The resulting digestates have an agronomic benefit, and an obvious reuse route would be application to agricultural land. This would inevitably have implications for the landbank available to accept these materials.
Importantly those organic materials that can be shown to offer the greatest agronomic benefit and minimal environmental impact may supplant sludge which has historically been the major source of soil improvers. The potential risks to land-bank disposal are three-fold: competition, potentially increased costs if the sludge has to go elsewhere and the fact that co-digested sludge would as current legislation stands become a controlled waste and subject to waste management legislation.
The future could see effective matching of digestate or co-digested material to provide a highly marketable product with a nutrient balance that can be tailored to suit specific applications. Permitting issues therefore need to be addressed in relation to the co-digestion of sewage bio-solids and biowaste materials.
At present any co-digested product is required to comply with either waste exemption procedures or have an environmental permit before application to agricultural land. A potential way ahead is to build the case for end-of-waste status and develop the proof that the quality of digestate is adequate for product status, but this type of approach is largely unproven and the data is sparse.

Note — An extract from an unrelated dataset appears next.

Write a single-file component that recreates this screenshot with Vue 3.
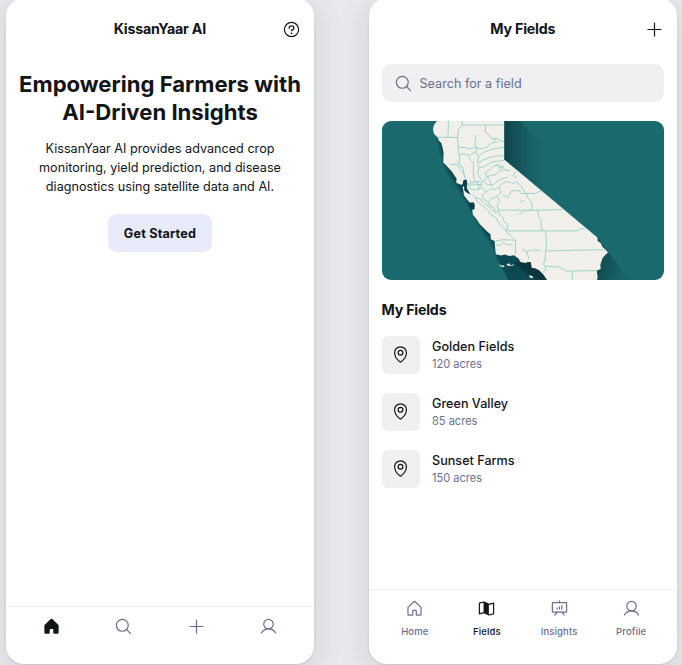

Another approach would be to develop a quality protocol that permits the blending of PAS110 digestate with wastewater-derived biosolids. Either approach needs clarification and importantly standardisation. One way of addressing a number of the uncertainties discussed in this article would be to undertake a full scale co-digestion trial or trials.
WRAP, through the Environmental Transformation Fund AD Demonstration Programme, are already gathering data (since 2010) from five operating AD plants taking in a range of wastes which include: dairy, vegetable, animal manures and municipal food waste, but this programme is not looking at co-digestion of organic wastes and sludge. Important questions still need to be answered in terms of understanding the characteristics of the digestates and impacts on quality depending on process feedstock.
A well planned trial could be used to:
- Produce an evidence base that proves that co-digestion of organic wastes and sludge works in practice
- Identify synergistic wastes that could be identified pertinent to local sources to minimise carbon from transportation
- Gather quality data which can be used to show that any increases in biogas production are sustainable (cost-effective) and offset additional operational costs
- Define operating criteria including pre-processing requirements, digester loading rates and retention times for food waste and sewage sludge to optimise performance, produce a waste characterisation fingerprint for mixed digestate and a basic understanding of the characteristics of AD outputs in addition to their value as a fertiliser and benefits in terms of soil carbon
- Generate waste characterisation data on input feedstock and output digestate to provide evidence to support regulatory change and protect end-use markets
- Give credence to the fact that the expertise held with the water industry can be put to good effect in the treatment of other waste streams
Whatever the future holds there is a real need to produce a strong evidence base to inform decision making and allow regulatory change based on robust science. Inertia and conservatism in the WASCs and the regulators needs to be overcome or this real commercial opportunity will be lost.